§ RECORD EXTRACTS
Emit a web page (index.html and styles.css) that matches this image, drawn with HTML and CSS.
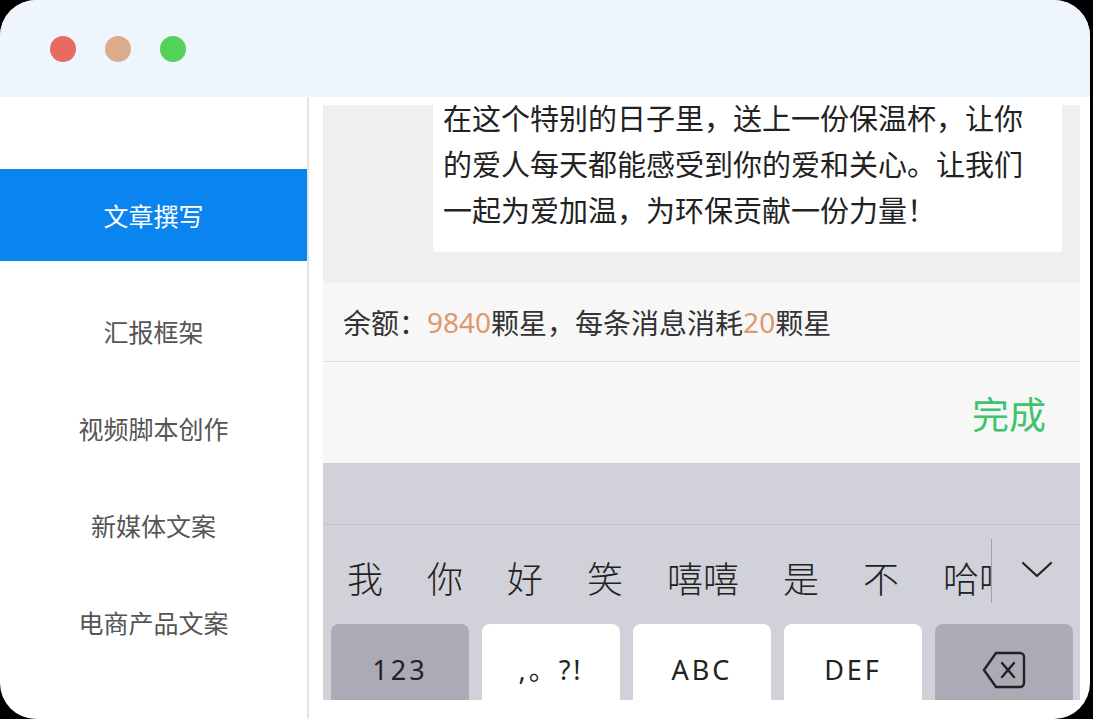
FILE: index.html
```html
<!DOCTYPE html>
<html lang="zh-CN">
<head>
<meta charset="utf-8">
<title>文章撰写</title>
<link rel="stylesheet" href="styles.css">
</head>
<body>
<div class="window">
  <div class="titlebar">
    <span class="dot dot-red"></span>
    <span class="dot dot-yellow"></span>
    <span class="dot dot-green"></span>
  </div>
  <div class="main">
    <nav class="sidebar">
      <div class="item active">文章撰写</div>
      <div class="item">汇报框架</div>
      <div class="item">视频脚本创作</div>
      <div class="item">新媒体文案</div>
      <div class="item">电商产品文案</div>
    </nav>
    <section class="content">
      <div class="phone">
        <div class="chat">
          <div class="bubble">在这个特别的日子里，送上一份保温杯，让你<br>的爱人每天都能感受到你的爱和关心。让我们<br>一起为爱加温，为环保贡献一份力量！</div>
        </div>
        <div class="balance">余额：<span class="num">9840</span>颗星，每条消息消耗<span class="num">20</span>颗星</div>
        <div class="done-bar"><span class="done">完成</span></div>
        <div class="keyboard">
          <div class="kb-top"></div>
          <div class="candidates">
            <div class="cand-list">
              <span>我</span><span>你</span><span>好</span><span>笑</span><span>嘻嘻</span><span>是</span><span>不</span><span>哈哈</span>
            </div>
            <div class="cursor"></div>
            <div class="chevron">
              <svg width="32" height="17" viewBox="0 0 32 17"><polyline points="2,2 16,15 30,2" fill="none" stroke="#222" stroke-width="2.2" stroke-linecap="round" stroke-linejoin="round"/></svg>
            </div>
          </div>
          <div class="keys">
            <div class="key dark">123</div>
            <div class="key">,。?!</div>
            <div class="key">ABC</div>
            <div class="key">DEF</div>
            <div class="key dark">
              <svg width="46" height="40" viewBox="0 0 46 40"><path d="M15 3 H39 a4 4 0 0 1 4 4 V33 a4 4 0 0 1 -4 4 H15 L3 20 Z" fill="none" stroke="#222" stroke-width="2.4" stroke-linejoin="round"/><path d="M21 13 L33 27 M33 13 L21 27" stroke="#222" stroke-width="2.4" stroke-linecap="round"/></svg>
            </div>
          </div>
        </div>
      </div>
    </section>
  </div>
</div>
</body>
</html>
```
FILE: styles.css
```css
html, body {
  margin: 0;
  padding: 0;
  background: #000;
}
body {
  font-family: "Noto Sans CJK SC", "Noto Sans", sans-serif;
}
.window {
  width: 1090px;
  height: 719px;
  border-radius: 36px;
  overflow: hidden;
  background: #fff;
  display: flex;
  flex-direction: column;
}
.titlebar {
  height: 97px;
  flex: none;
  background: #eef5fd;
  display: flex;
  align-items: center;
  padding-left: 50px;
  gap: 29px;
}
.dot {
  width: 26px;
  height: 26px;
  border-radius: 50%;
  display: block;
}
.dot-red { background: #e96a60; }
.dot-yellow { background: #dcad8d; }
.dot-green { background: #53d158; }

.main {
  flex: 1;
  display: flex;
  min-height: 0;
}
.sidebar {
  width: 307px;
  flex: none;
  border-right: 2px solid #e4e4e6;
  padding-top: 72px;
  box-sizing: content-box;
}
.item {
  height: 97px;
  display: flex;
  align-items: center;
  justify-content: center;
  font-size: 25px;
  color: #555;
}
.item.active {
  height: 92px;
  margin-bottom: 21px;
  background: #0a85ef;
  color: #fff;
}

.content {
  flex: 1;
  padding: 8px 10px 19px 14px;
  display: flex;
  min-width: 0;
}
.phone {
  flex: 1;
  display: flex;
  flex-direction: column;
  min-width: 0;
}
.chat {
  height: 178px;
  flex: none;
  background: #efeff0;
  overflow: hidden;
  display: flex;
  flex-direction: column;
  justify-content: flex-end;
  padding: 0 18px 31px 110px;
  box-sizing: border-box;
}
.bubble {
  background: #fff;
  border-radius: 4px;
  padding: 0 30px 20px 10px;
  font-size: 29px;
  line-height: 46px;
  color: #222;
  white-space: nowrap;
}
.balance {
  height: 78px;
  flex: none;
  background: #f7f7f7;
  border-bottom: 1px solid #dedee0;
  display: flex;
  align-items: center;
  padding-left: 20px;
  font-size: 28px;
  color: #333;
}
.num {
  color: #dc9a6b;
  font-family: "Noto Sans", "Noto Sans CJK SC", sans-serif;
}
.done-bar {
  height: 101px;
  flex: none;
  background: #f7f7f8;
  display: flex;
  align-items: center;
  justify-content: flex-end;
  padding-right: 34px;
}
.done {
  font-size: 37px;
  color: #3ec46c;
}
.keyboard {
  flex: 1;
  background: #d1d1da;
  display: flex;
  flex-direction: column;
  overflow: hidden;
}
.kb-top {
  height: 61px;
  flex: none;
  border-bottom: 1px solid #c3c3cc;
}
.candidates {
  height: 99px;
  flex: none;
  display: flex;
  align-items: center;
}
.cand-list {
  width: 644px;
  flex: none;
  overflow: hidden;
  white-space: nowrap;
  padding-left: 24px;
  font-size: 36px;
  font-weight: 300;
  color: #222;
  display: flex;
  gap: 44px;
  padding-top: 4px;
}
.cursor {
  width: 1px;
  height: 64px;
  background: #a0a0a8;
  flex: none;
  align-self: flex-start;
  margin-top: 14px;
}
.chevron {
  margin-left: 29px;
  margin-top: -10px;
  display: flex;
}
.keys {
  flex: 1;
  display: flex;
  gap: 13px;
  padding-left: 8px;
}
.key {
  width: 138px;
  height: 90px;
  flex: none;
  background: #fff;
  border-radius: 8px;
  display: flex;
  justify-content: center;
  align-items: flex-start;
  padding-top: 26px;
  box-sizing: border-box;
  font-family: "Noto Sans", "Noto Sans CJK SC", sans-serif;
  font-size: 27px;
  line-height: 40px;
  letter-spacing: 3px;
  color: #222;
}
.key.dark {
  background: #aaabb5;
}
.key svg {
  margin-top: 0;
}
```
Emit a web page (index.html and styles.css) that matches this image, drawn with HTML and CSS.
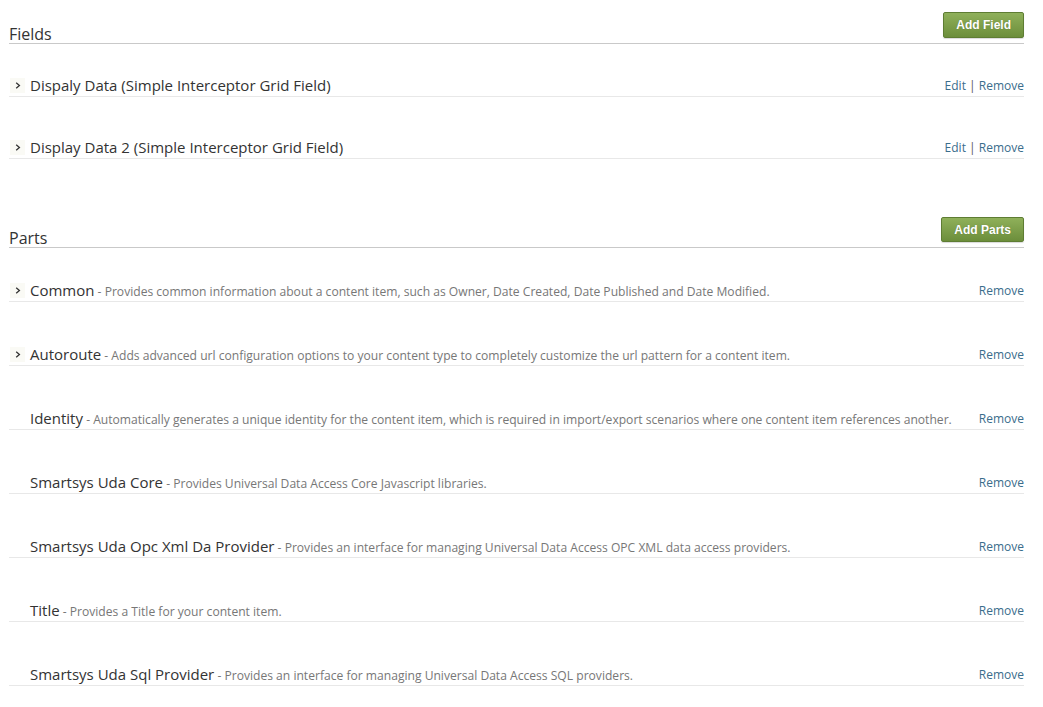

§ THE TASK
Transcribe the entries above verbatim, omitting their pictures.

§ REPLY
Emit a web page (index.html and styles.css) that matches this image, drawn with HTML and CSS.
FILE: index.html
```html
<!DOCTYPE html>
<html lang="zh-CN">
<head>
<meta charset="utf-8">
<title>文章撰写</title>
<link rel="stylesheet" href="styles.css">
</head>
<body>
<div class="window">
  <div class="titlebar">
    <span class="dot dot-red"></span>
    <span class="dot dot-yellow"></span>
    <span class="dot dot-green"></span>
  </div>
  <div class="main">
    <nav class="sidebar">
      <div class="item active">文章撰写</div>
      <div class="item">汇报框架</div>
      <div class="item">视频脚本创作</div>
      <div class="item">新媒体文案</div>
      <div class="item">电商产品文案</div>
    </nav>
    <section class="content">
      <div class="phone">
        <div class="chat">
          <div class="bubble">在这个特别的日子里，送上一份保温杯，让你<br>的爱人每天都能感受到你的爱和关心。让我们<br>一起为爱加温，为环保贡献一份力量！</div>
        </div>
        <div class="balance">余额：<span class="num">9840</span>颗星，每条消息消耗<span class="num">20</span>颗星</div>
        <div class="done-bar"><span class="done">完成</span></div>
        <div class="keyboard">
          <div class="kb-top"></div>
          <div class="candidates">
            <div class="cand-list">
              <span>我</span><span>你</span><span>好</span><span>笑</span><span>嘻嘻</span><span>是</span><span>不</span><span>哈哈</span>
            </div>
            <div class="cursor"></div>
            <div class="chevron">
              <svg width="32" height="17" viewBox="0 0 32 17"><polyline points="2,2 16,15 30,2" fill="none" stroke="#222" stroke-width="2.2" stroke-linecap="round" stroke-linejoin="round"/></svg>
            </div>
          </div>
          <div class="keys">
            <div class="key dark">123</div>
            <div class="key">,。?!</div>
            <div class="key">ABC</div>
            <div class="key">DEF</div>
            <div class="key dark">
              <svg width="46" height="40" viewBox="0 0 46 40"><path d="M15 3 H39 a4 4 0 0 1 4 4 V33 a4 4 0 0 1 -4 4 H15 L3 20 Z" fill="none" stroke="#222" stroke-width="2.4" stroke-linejoin="round"/><path d="M21 13 L33 27 M33 13 L21 27" stroke="#222" stroke-width="2.4" stroke-linecap="round"/></svg>
            </div>
          </div>
        </div>
      </div>
    </section>
  </div>
</div>
</body>
</html>
```
FILE: styles.css
```css
html, body {
  margin: 0;
  padding: 0;
  background: #000;
}
body {
  font-family: "Noto Sans CJK SC", "Noto Sans", sans-serif;
}
.window {
  width: 1090px;
  height: 719px;
  border-radius: 36px;
  overflow: hidden;
  background: #fff;
  display: flex;
  flex-direction: column;
}
.titlebar {
  height: 97px;
  flex: none;
  background: #eef5fd;
  display: flex;
  align-items: center;
  padding-left: 50px;
  gap: 29px;
}
.dot {
  width: 26px;
  height: 26px;
  border-radius: 50%;
  display: block;
}
.dot-red { background: #e96a60; }
.dot-yellow { background: #dcad8d; }
.dot-green { background: #53d158; }

.main {
  flex: 1;
  display: flex;
  min-height: 0;
}
.sidebar {
  width: 307px;
  flex: none;
  border-right: 2px solid #e4e4e6;
  padding-top: 72px;
  box-sizing: content-box;
}
.item {
  height: 97px;
  display: flex;
  align-items: center;
  justify-content: center;
  font-size: 25px;
  color: #555;
}
.item.active {
  height: 92px;
  margin-bottom: 21px;
  background: #0a85ef;
  color: #fff;
}

.content {
  flex: 1;
  padding: 8px 10px 19px 14px;
  display: flex;
  min-width: 0;
}
.phone {
  flex: 1;
  display: flex;
  flex-direction: column;
  min-width: 0;
}
.chat {
  height: 178px;
  flex: none;
  background: #efeff0;
  overflow: hidden;
  display: flex;
  flex-direction: column;
  justify-content: flex-end;
  padding: 0 18px 31px 110px;
  box-sizing: border-box;
}
.bubble {
  background: #fff;
  border-radius: 4px;
  padding: 0 30px 20px 10px;
  font-size: 29px;
  line-height: 46px;
  color: #222;
  white-space: nowrap;
}
.balance {
  height: 78px;
  flex: none;
  background: #f7f7f7;
  border-bottom: 1px solid #dedee0;
  display: flex;
  align-items: center;
  padding-left: 20px;
  font-size: 28px;
  color: #333;
}
.num {
  color: #dc9a6b;
  font-family: "Noto Sans", "Noto Sans CJK SC", sans-serif;
}
.done-bar {
  height: 101px;
  flex: none;
  background: #f7f7f8;
  display: flex;
  align-items: center;
  justify-content: flex-end;
  padding-right: 34px;
}
.done {
  font-size: 37px;
  color: #3ec46c;
}
.keyboard {
  flex: 1;
  background: #d1d1da;
  display: flex;
  flex-direction: column;
  overflow: hidden;
}
.kb-top {
  height: 61px;
  flex: none;
  border-bottom: 1px solid #c3c3cc;
}
.candidates {
  height: 99px;
  flex: none;
  display: flex;
  align-items: center;
}
.cand-list {
  width: 644px;
  flex: none;
  overflow: hidden;
  white-space: nowrap;
  padding-left: 24px;
  font-size: 36px;
  font-weight: 300;
  color: #222;
  display: flex;
  gap: 44px;
  padding-top: 4px;
}
.cursor {
  width: 1px;
  height: 64px;
  background: #a0a0a8;
  flex: none;
  align-self: flex-start;
  margin-top: 14px;
}
.chevron {
  margin-left: 29px;
  margin-top: -10px;
  display: flex;
}
.keys {
  flex: 1;
  display: flex;
  gap: 13px;
  padding-left: 8px;
}
.key {
  width: 138px;
  height: 90px;
  flex: none;
  background: #fff;
  border-radius: 8px;
  display: flex;
  justify-content: center;
  align-items: flex-start;
  padding-top: 26px;
  box-sizing: border-box;
  font-family: "Noto Sans", "Noto Sans CJK SC", sans-serif;
  font-size: 27px;
  line-height: 40px;
  letter-spacing: 3px;
  color: #222;
}
.key.dark {
  background: #aaabb5;
}
.key svg {
  margin-top: 0;
}
```
Emit a web page (index.html and styles.css) that matches this image, drawn with HTML and CSS.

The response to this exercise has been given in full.